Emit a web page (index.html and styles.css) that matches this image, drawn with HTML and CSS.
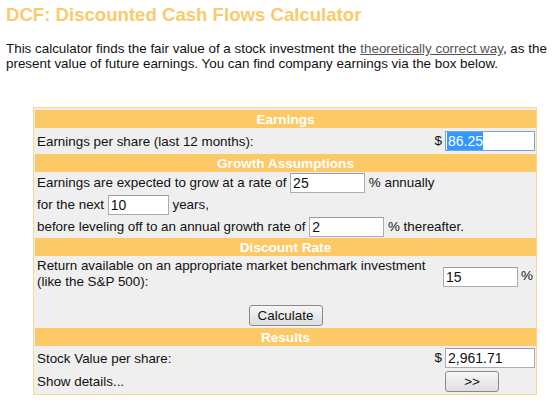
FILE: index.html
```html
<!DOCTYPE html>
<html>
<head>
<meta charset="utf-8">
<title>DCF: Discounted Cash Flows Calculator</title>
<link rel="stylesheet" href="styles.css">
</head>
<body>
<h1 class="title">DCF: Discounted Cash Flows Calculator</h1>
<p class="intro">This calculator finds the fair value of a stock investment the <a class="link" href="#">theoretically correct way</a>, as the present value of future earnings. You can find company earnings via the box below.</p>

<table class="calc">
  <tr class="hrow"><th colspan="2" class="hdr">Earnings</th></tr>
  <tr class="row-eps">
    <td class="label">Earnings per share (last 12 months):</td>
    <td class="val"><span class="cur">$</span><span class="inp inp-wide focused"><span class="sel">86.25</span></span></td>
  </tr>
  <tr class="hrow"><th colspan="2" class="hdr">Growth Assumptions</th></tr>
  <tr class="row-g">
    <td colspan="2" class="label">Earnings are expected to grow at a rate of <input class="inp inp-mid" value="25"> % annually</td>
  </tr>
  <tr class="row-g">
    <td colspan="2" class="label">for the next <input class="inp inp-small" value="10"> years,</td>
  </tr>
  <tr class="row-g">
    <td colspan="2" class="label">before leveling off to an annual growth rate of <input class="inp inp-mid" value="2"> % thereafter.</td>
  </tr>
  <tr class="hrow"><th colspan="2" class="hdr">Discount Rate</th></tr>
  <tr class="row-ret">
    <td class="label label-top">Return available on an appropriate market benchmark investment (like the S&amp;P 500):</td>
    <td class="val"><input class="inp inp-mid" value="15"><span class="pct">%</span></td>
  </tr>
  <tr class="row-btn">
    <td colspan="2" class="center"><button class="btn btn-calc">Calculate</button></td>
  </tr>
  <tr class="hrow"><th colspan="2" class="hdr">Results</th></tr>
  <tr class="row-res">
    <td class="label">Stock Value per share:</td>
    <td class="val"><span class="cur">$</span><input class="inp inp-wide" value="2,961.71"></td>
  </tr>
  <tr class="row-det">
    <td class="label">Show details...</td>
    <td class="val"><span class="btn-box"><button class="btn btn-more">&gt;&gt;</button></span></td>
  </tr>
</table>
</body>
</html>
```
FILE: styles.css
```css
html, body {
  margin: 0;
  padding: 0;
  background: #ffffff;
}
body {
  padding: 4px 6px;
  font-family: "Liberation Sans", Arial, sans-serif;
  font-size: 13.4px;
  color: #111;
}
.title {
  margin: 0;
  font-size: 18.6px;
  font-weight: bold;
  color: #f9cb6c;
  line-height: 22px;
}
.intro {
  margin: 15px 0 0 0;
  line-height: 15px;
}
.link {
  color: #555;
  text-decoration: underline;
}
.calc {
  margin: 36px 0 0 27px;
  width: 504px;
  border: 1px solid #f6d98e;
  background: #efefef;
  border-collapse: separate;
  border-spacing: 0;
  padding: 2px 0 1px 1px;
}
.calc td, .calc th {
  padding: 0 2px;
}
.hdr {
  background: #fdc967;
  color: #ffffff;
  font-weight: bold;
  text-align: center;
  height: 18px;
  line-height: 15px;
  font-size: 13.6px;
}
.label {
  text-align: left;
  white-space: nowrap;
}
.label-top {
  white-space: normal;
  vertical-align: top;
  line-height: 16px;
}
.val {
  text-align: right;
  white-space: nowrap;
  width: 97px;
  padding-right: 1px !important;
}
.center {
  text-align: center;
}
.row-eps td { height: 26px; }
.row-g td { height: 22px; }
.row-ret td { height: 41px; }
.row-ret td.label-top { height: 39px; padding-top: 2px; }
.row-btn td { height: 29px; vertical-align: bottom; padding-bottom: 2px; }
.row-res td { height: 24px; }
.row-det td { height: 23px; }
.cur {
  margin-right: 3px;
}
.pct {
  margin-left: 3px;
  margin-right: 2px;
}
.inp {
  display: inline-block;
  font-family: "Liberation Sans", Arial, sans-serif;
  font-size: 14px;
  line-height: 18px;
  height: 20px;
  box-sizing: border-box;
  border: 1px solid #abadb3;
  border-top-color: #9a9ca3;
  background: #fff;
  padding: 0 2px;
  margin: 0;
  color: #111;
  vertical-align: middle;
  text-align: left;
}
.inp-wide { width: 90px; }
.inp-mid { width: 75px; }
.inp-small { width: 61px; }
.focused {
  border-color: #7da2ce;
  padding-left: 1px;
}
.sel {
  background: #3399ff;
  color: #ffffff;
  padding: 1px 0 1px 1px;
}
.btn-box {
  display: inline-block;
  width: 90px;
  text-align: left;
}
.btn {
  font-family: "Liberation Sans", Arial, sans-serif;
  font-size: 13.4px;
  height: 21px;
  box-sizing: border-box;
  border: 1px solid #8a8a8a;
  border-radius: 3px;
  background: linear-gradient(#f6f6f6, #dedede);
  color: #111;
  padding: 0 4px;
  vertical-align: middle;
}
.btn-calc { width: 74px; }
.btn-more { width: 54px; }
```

◆ ◆ ◆ ◆ ◆ ◆ ◆

▸ DIRECTIVE: Pictures are to be left out; repeat all the remaining data exactly.

▸ THE RESPONSE:
Emit a web page (index.html and styles.css) that matches this image, drawn with HTML and CSS.
FILE: index.html
```html
<!DOCTYPE html>
<html>
<head>
<meta charset="utf-8">
<title>DCF: Discounted Cash Flows Calculator</title>
<link rel="stylesheet" href="styles.css">
</head>
<body>
<h1 class="title">DCF: Discounted Cash Flows Calculator</h1>
<p class="intro">This calculator finds the fair value of a stock investment the <a class="link" href="#">theoretically correct way</a>, as the present value of future earnings. You can find company earnings via the box below.</p>

<table class="calc">
  <tr class="hrow"><th colspan="2" class="hdr">Earnings</th></tr>
  <tr class="row-eps">
    <td class="label">Earnings per share (last 12 months):</td>
    <td class="val"><span class="cur">$</span><span class="inp inp-wide focused"><span class="sel">86.25</span></span></td>
  </tr>
  <tr class="hrow"><th colspan="2" class="hdr">Growth Assumptions</th></tr>
  <tr class="row-g">
    <td colspan="2" class="label">Earnings are expected to grow at a rate of <input class="inp inp-mid" value="25"> % annually</td>
  </tr>
  <tr class="row-g">
    <td colspan="2" class="label">for the next <input class="inp inp-small" value="10"> years,</td>
  </tr>
  <tr class="row-g">
    <td colspan="2" class="label">before leveling off to an annual growth rate of <input class="inp inp-mid" value="2"> % thereafter.</td>
  </tr>
  <tr class="hrow"><th colspan="2" class="hdr">Discount Rate</th></tr>
  <tr class="row-ret">
    <td class="label label-top">Return available on an appropriate market benchmark investment (like the S&amp;P 500):</td>
    <td class="val"><input class="inp inp-mid" value="15"><span class="pct">%</span></td>
  </tr>
  <tr class="row-btn">
    <td colspan="2" class="center"><button class="btn btn-calc">Calculate</button></td>
  </tr>
  <tr class="hrow"><th colspan="2" class="hdr">Results</th></tr>
  <tr class="row-res">
    <td class="label">Stock Value per share:</td>
    <td class="val"><span class="cur">$</span><input class="inp inp-wide" value="2,961.71"></td>
  </tr>
  <tr class="row-det">
    <td class="label">Show details...</td>
    <td class="val"><span class="btn-box"><button class="btn btn-more">&gt;&gt;</button></span></td>
  </tr>
</table>
</body>
</html>
```
FILE: styles.css
```css
html, body {
  margin: 0;
  padding: 0;
  background: #ffffff;
}
body {
  padding: 4px 6px;
  font-family: "Liberation Sans", Arial, sans-serif;
  font-size: 13.4px;
  color: #111;
}
.title {
  margin: 0;
  font-size: 18.6px;
  font-weight: bold;
  color: #f9cb6c;
  line-height: 22px;
}
.intro {
  margin: 15px 0 0 0;
  line-height: 15px;
}
.link {
  color: #555;
  text-decoration: underline;
}
.calc {
  margin: 36px 0 0 27px;
  width: 504px;
  border: 1px solid #f6d98e;
  background: #efefef;
  border-collapse: separate;
  border-spacing: 0;
  padding: 2px 0 1px 1px;
}
.calc td, .calc th {
  padding: 0 2px;
}
.hdr {
  background: #fdc967;
  color: #ffffff;
  font-weight: bold;
  text-align: center;
  height: 18px;
  line-height: 15px;
  font-size: 13.6px;
}
.label {
  text-align: left;
  white-space: nowrap;
}
.label-top {
  white-space: normal;
  vertical-align: top;
  line-height: 16px;
}
.val {
  text-align: right;
  white-space: nowrap;
  width: 97px;
  padding-right: 1px !important;
}
.center {
  text-align: center;
}
.row-eps td { height: 26px; }
.row-g td { height: 22px; }
.row-ret td { height: 41px; }
.row-ret td.label-top { height: 39px; padding-top: 2px; }
.row-btn td { height: 29px; vertical-align: bottom; padding-bottom: 2px; }
.row-res td { height: 24px; }
.row-det td { height: 23px; }
.cur {
  margin-right: 3px;
}
.pct {
  margin-left: 3px;
  margin-right: 2px;
}
.inp {
  display: inline-block;
  font-family: "Liberation Sans", Arial, sans-serif;
  font-size: 14px;
  line-height: 18px;
  height: 20px;
  box-sizing: border-box;
  border: 1px solid #abadb3;
  border-top-color: #9a9ca3;
  background: #fff;
  padding: 0 2px;
  margin: 0;
  color: #111;
  vertical-align: middle;
  text-align: left;
}
.inp-wide { width: 90px; }
.inp-mid { width: 75px; }
.inp-small { width: 61px; }
.focused {
  border-color: #7da2ce;
  padding-left: 1px;
}
.sel {
  background: #3399ff;
  color: #ffffff;
  padding: 1px 0 1px 1px;
}
.btn-box {
  display: inline-block;
  width: 90px;
  text-align: left;
}
.btn {
  font-family: "Liberation Sans", Arial, sans-serif;
  font-size: 13.4px;
  height: 21px;
  box-sizing: border-box;
  border: 1px solid #8a8a8a;
  border-radius: 3px;
  background: linear-gradient(#f6f6f6, #dedede);
  color: #111;
  padding: 0 4px;
  vertical-align: middle;
}
.btn-calc { width: 74px; }
.btn-more { width: 54px; }
```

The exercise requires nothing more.